Jews are certainly not an everyday feature in Södertälje in the late spring of 1943, and it’s by no means clear that any of the residents reading about the two million dead Jews have ever met a Jew in the flesh. The small town with the planned cityscape is at this time inhabited by sixteen thousand people, and in the small country as a whole there are only eight thousand Jews, and there’s no evidence that many of them are living in Södertälje. In fact, you can hardly find any foreigners here at all. When Södertälje counts its foreigners in the national census of February 1939, it locates about fifty. The front page of the local paper notes—with a certain surprise (but still notes)—that “only four people [are] of Jewish descent.” Or is it relief? The little newspaper makes no explicit admissions, but it has hitherto had very little positive to say about people “of Jewish descent.” Or about the people referred to as
tattare
(a pejorative for “travelers”). On March 22, 1939, a month after the Census of Aliens, it’s reported as the most natural thing that “a
tattare
pulled a knife at Tvetavägen.” Pulling knives is what
tattare
generally do, we learn from the local paper.
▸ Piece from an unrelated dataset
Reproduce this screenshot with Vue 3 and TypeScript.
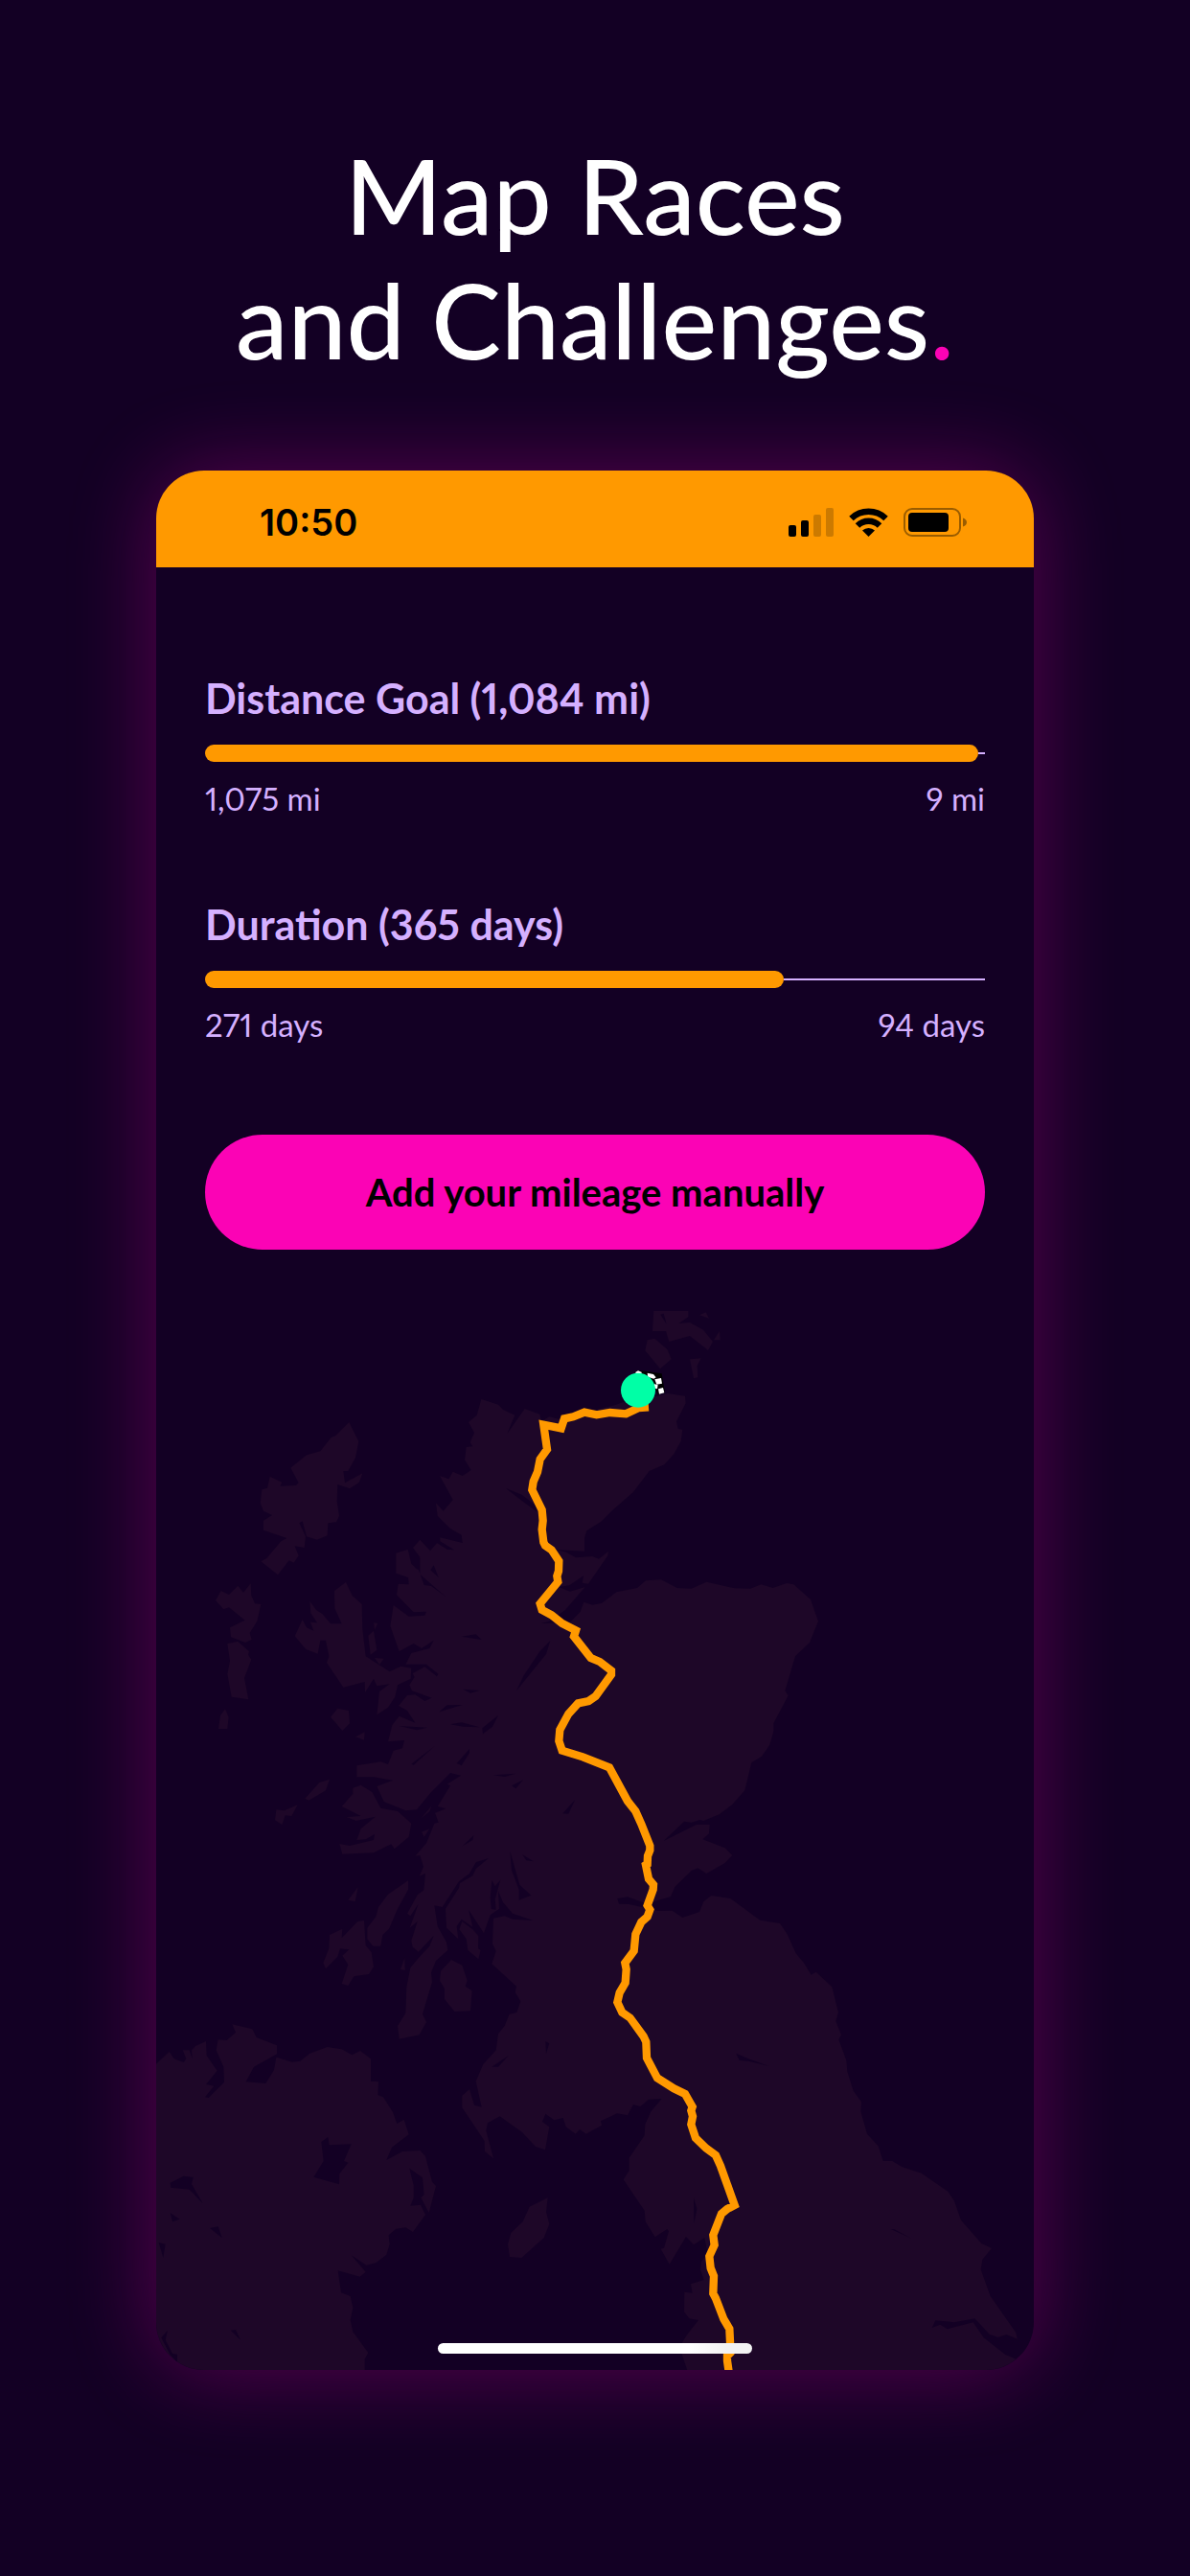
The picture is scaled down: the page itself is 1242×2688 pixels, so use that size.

On December 5, 1941, readers are informed that “the knife-wielding
tattare
Torvald Lindgren, wanted since June for his knifing exploits, has finally been caught.”
Tattare
and Jews are people whom the residents of the little town have learned over the years to view with fear and aversion. Jews do not pull knives but prefer slinking around the countryside, tricking gullible housewives into buying shoddy imitation goods at
exorbitant prices. “Beware of the fabric Jews!” warns the front page of the local paper on July 2, 1941. On the same page, German troops are heading for Leningrad. What proportion of the fabric Jews are also actual Jews remains unclear. The body of the article mentions an “itinerant salesman of foreign origin,” whose crime, it’s said, is that he sells some suit fabric worth 75–90 kronor for 170 kronor. It’s far from clear whether or not a crime, in the legal sense of the word, has been committed at all, but that’s not the point. The point is to warn readers, who belong to a nation of people “quite reserved and untalkative in their everyday dealings,” not to let strangers into their homes and get carried away by a volubility that “exceeds all bounds.” The same article notes that a “suit Jew” recently operating in the area “plied his customers generously with spirits he brought with him” and then “brazenly” took advantage of the liquid refreshment’s effects. The increase in reports of dead Jews out in the world is matched by a decrease in the number of reports of Jews lurking about the countryside, though this does not prevent the local paper, as late as December 6, 1944, from putting on its front page the story of the “clever clothes Jew” who made raincoats from sheeting.